Il capitolo 6 prende in esame le leggi finanziarie delle regioni: uno strumento di programmazione la cui importanza è sottolineata dal d.lgs. n. 76/2000 sulla riforma della contabilità regionale. Dall’analisi emergono alcuni elementi positivi: un crescente numero di regioni che adotta la legge finanziaria e una maggiore tempestività della sua approvazione. Tuttavia, tali provvedimenti sono spesso formulati in modo tale da essere di difficile lettura – soprattutto per i non addetti ai lavori – e piuttosto complessi, sia perché si articolano in un numero elevato di disposizioni, sia perché la maggior parte delle norme è di tipo ordinamentale e organizzatorio. Un puntuale recepimento dei principi dettati dal d.lgs. n. 76/2000 potrebbe, a questo proposito, portare ad un miglioramento sensibile della situazione.

Infine, nel capitolo 7 è stato effettuato un esame della legislazione regionale nel settore sanitario sulla base di una raccolta di circa 190 leggi. In tale raccolta sono state incluse anche alcune leggi relative a materie estranee alla sanità, dato che lo stato di salute della popolazione è influenzato anche dagli interventi in altri settori.
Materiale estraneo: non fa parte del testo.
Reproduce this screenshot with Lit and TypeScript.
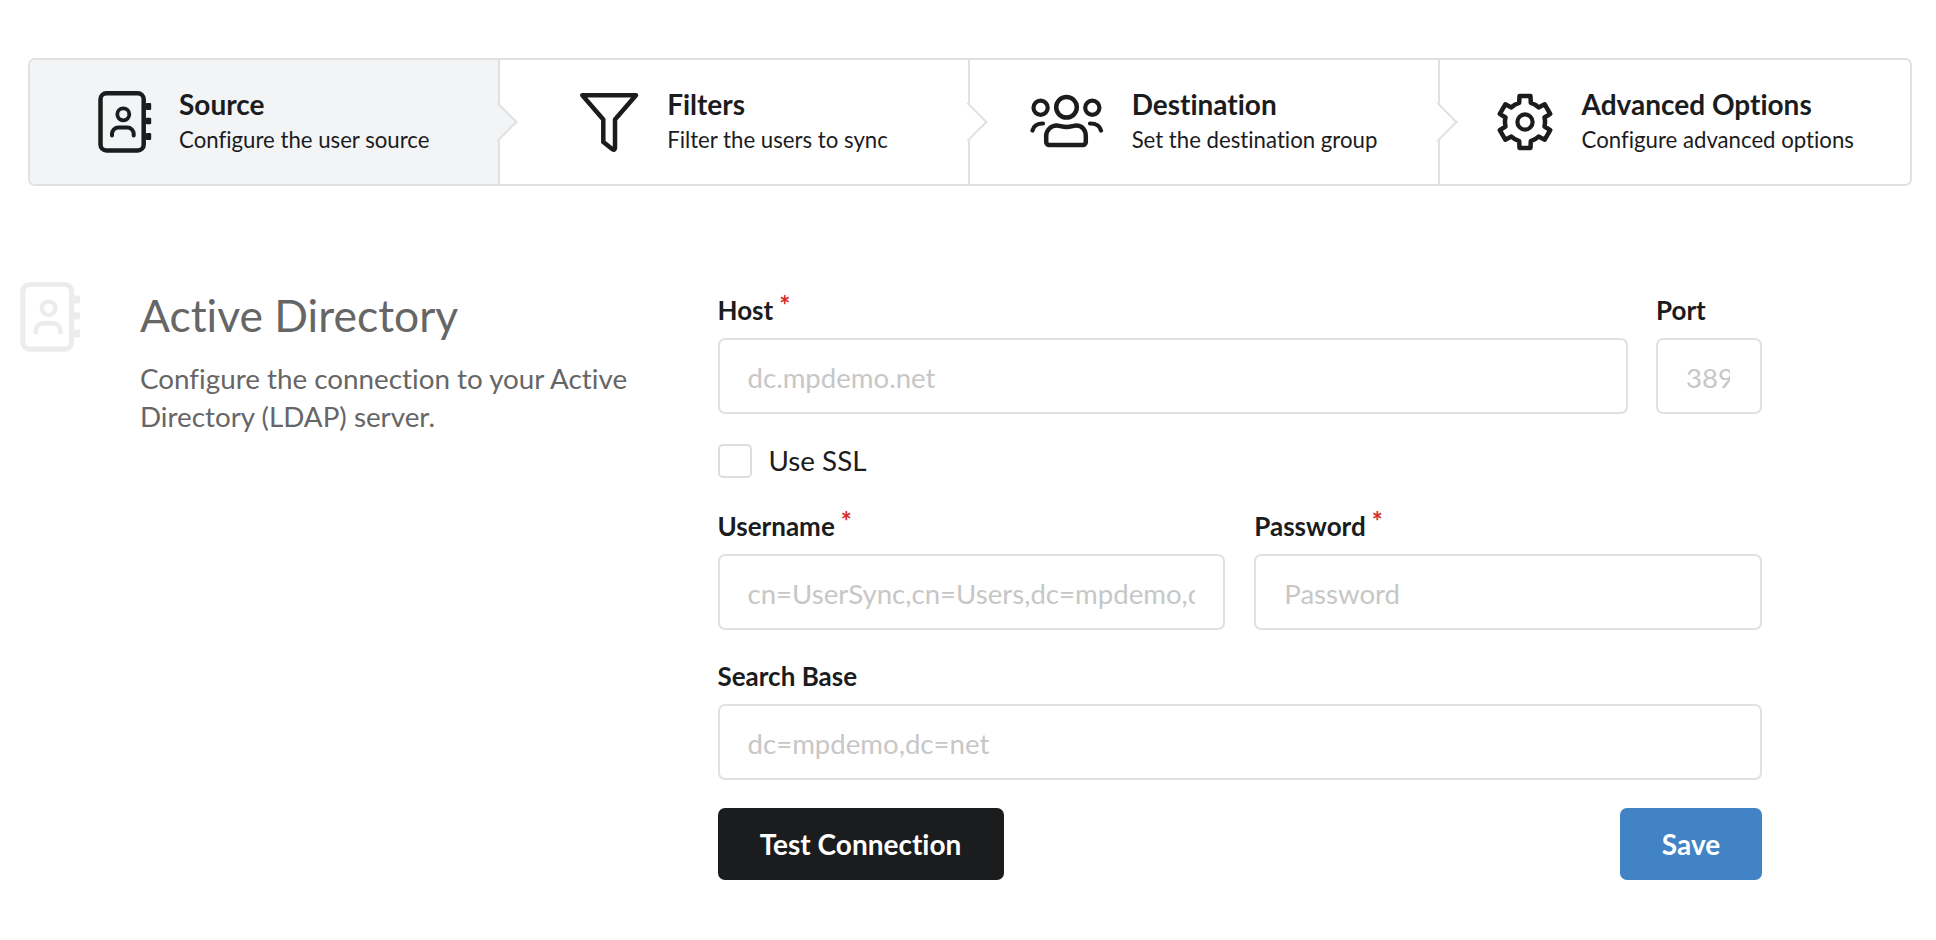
import { LitElement, html, css, svg } from "lit";
import { customElement } from "lit/decorators.js";

const gearPath = (() => {
  const cx = 29, cy = 30, R = 26.5, r = 20;
  const pts: string[] = [];
  for (let i = 0; i < 6; i++) {
    const a = -90 + i * 60;
    const p = (rad: number, deg: number) => {
      const t = (deg * Math.PI) / 180;
      return `${(cx + rad * Math.cos(t)).toFixed(1)} ${(cy + rad * Math.sin(t)).toFixed(1)}`;
    };
    pts.push(`${i === 0 ? "M" : "L"}${p(r, a - 17)}`, `L${p(R, a - 12)}`, `L${p(R, a + 12)}`, `L${p(r, a + 17)}`);
    pts.push(`A${r} ${r} 0 0 1 ${p(r, a + 43)}`);
  }
  return pts.join(" ") + " Z";
})();

const bookIcon = svg`
  <rect x="2.5" y="2.25" width="43.2" height="57.2" rx="6"/>
  <circle cx="25.3" cy="23.3" r="6" stroke-width="3.8"/>
  <path d="M14 44.5V43a6.5 6.5 0 0 1 6.5-6.5h8.7a6.5 6.5 0 0 1 6.5 6.5v1.5" stroke-width="4"/>
  <path d="M49 13.2h3v4.6h-3zM49 28h3v4h-3zM49 43.2h3v4.6h-3z" fill="currentColor" stroke-width="2.4"/>`;
const filterIcon = svg`<path d="M3.3 3.3H57L36 27.5V55Q36 59.5 32.5 56.5L24.3 50V27.5Z"/>`;
const usersIcon = svg`
  <circle cx="36.5" cy="13.3" r="10.3"/>
  <circle cx="10.6" cy="13.7" r="7.1" stroke-width="4.2"/>
  <circle cx="62.3" cy="13.7" r="7.1" stroke-width="4.2"/>
  <path d="M16.2 48V42c0-6 5-10.5 10.5-10.5 3 0 5 1.5 9.8 1.5s6.8-1.5 9.8-1.5C52 31.5 55.8 36 55.8 42v6a3 3 0 0 1-3 3H19.2a3 3 0 0 1-3-3Z"/>
  <path d="M2.5 36.5C3.5 32 7 29.5 13 29.5M71 36.5C70 32 66.5 29.5 60 29.5" stroke-width="4.2"/>`;
const gearIcon = svg`<path d=${gearPath}/><circle cx="29" cy="30" r="7.6" stroke-width="4.2"/>`;

const steps = [
  { title: "Source", desc: "Configure the user source", w: 54, h: 62, icon: bookIcon, active: true },
  { title: "Filters", desc: "Filter the users to sync", w: 60, h: 61, icon: filterIcon, active: false },
  { title: "Destination", desc: "Set the destination group", w: 74, h: 56, icon: usersIcon, active: false },
  { title: "Advanced Options", desc: "Configure advanced options", w: 58, h: 60, icon: gearIcon, active: false },
];

@customElement("app-root")
export class AppRoot extends LitElement {
  static styles = css`
    :host {
      display: block;
      min-height: 940px;
      box-sizing: border-box;
      padding: 58px 24px 0 28px;
      background: #fff;
      color: #1b1c1d;
      font-family: Lato, "Helvetica Neue", Arial, sans-serif;
      font-variant-ligatures: none;
    }
    * { box-sizing: border-box; }
    .steps {
      display: flex;
      height: 128px;
      border: 2px solid #e0e1e2;
      border-radius: 7px;
    }
    .step {
      position: relative;
      flex: 0 0 470px;
      display: flex;
      align-items: center;
      justify-content: center;
      gap: 28px;
      border-right: 2px solid #e0e1e2;
      background: #fff;
    }
    .step:first-child { flex-basis: 469.5px; border-radius: 5px 0 0 5px; gap: 27px; }
    .step:last-child { flex: 1 1 0; border-right: 0; border-radius: 0 5px 5px 0; }
    .step.active { background: #f3f4f5; }
    .step:not(:last-child)::after {
      content: "";
      position: absolute;
      z-index: 2;
      top: 50%;
      right: 0;
      width: 26px;
      height: 26px;
      background: inherit;
      border-style: solid;
      border-color: #e0e1e2;
      border-width: 0 2px 2px 0;
      transform: translate(50%, -50%) rotate(-45deg);
    }
    .icon {
      flex: none;
      fill: none;
      stroke: currentColor;
      stroke-width: 4.5;
      stroke-linejoin: round;
      stroke-linecap: round;
    }
    .text { display: flex; flex-direction: column; gap: 7px; padding-bottom: 1px; }
    .title { font-size: 28px; line-height: 30px; font-weight: 700; }
    .desc { font-size: 22.2px; line-height: 28px; }
    .main {
      display: flex;
      margin: 96px 0 0 -8px;
    }
    .side-icon { color: #ececec; margin-right: 59px; }
    .intro { width: 577.5px; flex: none; padding-right: 30px; }
    h2 {
      margin: 7px 0 0;
      font-size: 44.4px;
      line-height: 52px;
      font-weight: 400;
      color: #666;
    }
    .intro p {
      margin: 19px 0 0;
      font-size: 27.8px;
      line-height: 38px;
      color: #666;
    }
    form {
      width: 1044.5px;
      flex: none;
      padding-top: 11px;
      display: flex;
      flex-direction: column;
    }
    .row { display: flex; gap: 29px; }
    .row.tight { gap: 28px; }
    .field { display: flex; flex-direction: column; min-width: 0; }
    .grow { flex: 1 1 0; }
    .port { width: 106px; flex: none; }
    label.lbl {
      display: block;
      height: 34px;
      margin-bottom: 11px;
      font-size: 26px;
      line-height: 34px;
      font-weight: 700;
    }
    .req { color: #db2828; font-size: 26px; margin-left: 6px; position: relative; top: -5px; font-weight: 700; }
    input.txt {
      width: 100%;
      height: 76px;
      padding: 2px 28px 0;
      border: 2px solid #e0e1e2;
      border-radius: 7px;
      background: #fff;
      outline: none;
      font: 400 27.6px Lato, sans-serif;
      font-variant-ligatures: none;
      color: #1b1c1d;
    }
    .port input.txt { padding-right: 30px; }
    input.txt::placeholder { color: #c7c7c7; opacity: 1; }
    .check { display: flex; align-items: center; gap: 17px; margin: 30px 0 31px; font-size: 27.8px; line-height: 34px; }
    .box { width: 34px; height: 34px; border: 2px solid #dcddde; border-radius: 5px; background: #fff; }
    .mt { margin-top: 29px; }
    .actions { display: flex; justify-content: space-between; margin-top: 28px; }
    button {
      height: 72px;
      border: 0;
      border-radius: 7px;
      color: #fff;
      font: 700 28px Lato, sans-serif;
      font-variant-ligatures: none;
    }
    .dark { width: 286px; background: #1b1c1d; }
    .blue { width: 142px; background: #4183c4; }
  `;

  render() {
    return html`
      <div class="steps">
        ${steps.map(
          (s) => html`
            <div class="step ${s.active ? "active" : ""}">
              <svg class="icon" width=${s.w} height=${s.h} viewBox="0 0 ${s.w} ${s.h}">${s.icon}</svg>
              <div class="text">
                <div class="title">${s.title}</div>
                <div class="desc">${s.desc}</div>
              </div>
            </div>
          `
        )}
      </div>
      <div class="main">
        <svg class="icon side-icon" width="61" height="70" viewBox="0 0 54 62">${bookIcon}</svg>
        <div class="intro">
          <h2>Active Directory</h2>
          <p>Configure the connection to your Active Directory (LDAP) server.</p>
        </div>
        <form>
          <div class="row tight">
            <div class="field grow">
              <label class="lbl">Host<span class="req">*</span></label>
              <input class="txt" placeholder="dc.mpdemo.net" />
            </div>
            <div class="field port">
              <label class="lbl">Port</label>
              <input class="txt" placeholder="389" />
            </div>
          </div>
          <div class="check"><span class="box"></span><span>Use SSL</span></div>
          <div class="row">
            <div class="field grow">
              <label class="lbl">Username<span class="req">*</span></label>
              <input class="txt" placeholder="cn=UserSync,cn=Users,dc=mpdemo,dc=net" />
            </div>
            <div class="field grow">
              <label class="lbl">Password<span class="req">*</span></label>
              <input class="txt" placeholder="Password" />
            </div>
          </div>
          <div class="field mt">
            <label class="lbl">Search Base</label>
            <input class="txt" placeholder="dc=mpdemo,dc=net" />
          </div>
          <div class="actions">
            <button type="button" class="dark">Test Connection</button>
            <button type="button" class="blue">Save</button>
          </div>
        </form>
      </div>
    `;
  }
}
Ciò vale, in particolare, per l’ambiente, al quale la legislazione regionale ha attribuito un peso molto rilevante, come dimostra l’elevato numero di leggi adottate in materia. Si è riscontrata, inoltre, la tendenza, da parte delle regioni a concentrare in ciascuno degli anni di riferimento (1998, 1999 ed il primo semestre del 2000) la produzione normativa su determinate materie, probabilmente per effetto della normativa statale. Per quanto riguarda l’aspetto prettamente quantitativo, nel periodo esaminato si è rilevata una generale propensione delle regioni ad emanare un numero ridotto di leggi nel settore sanitario.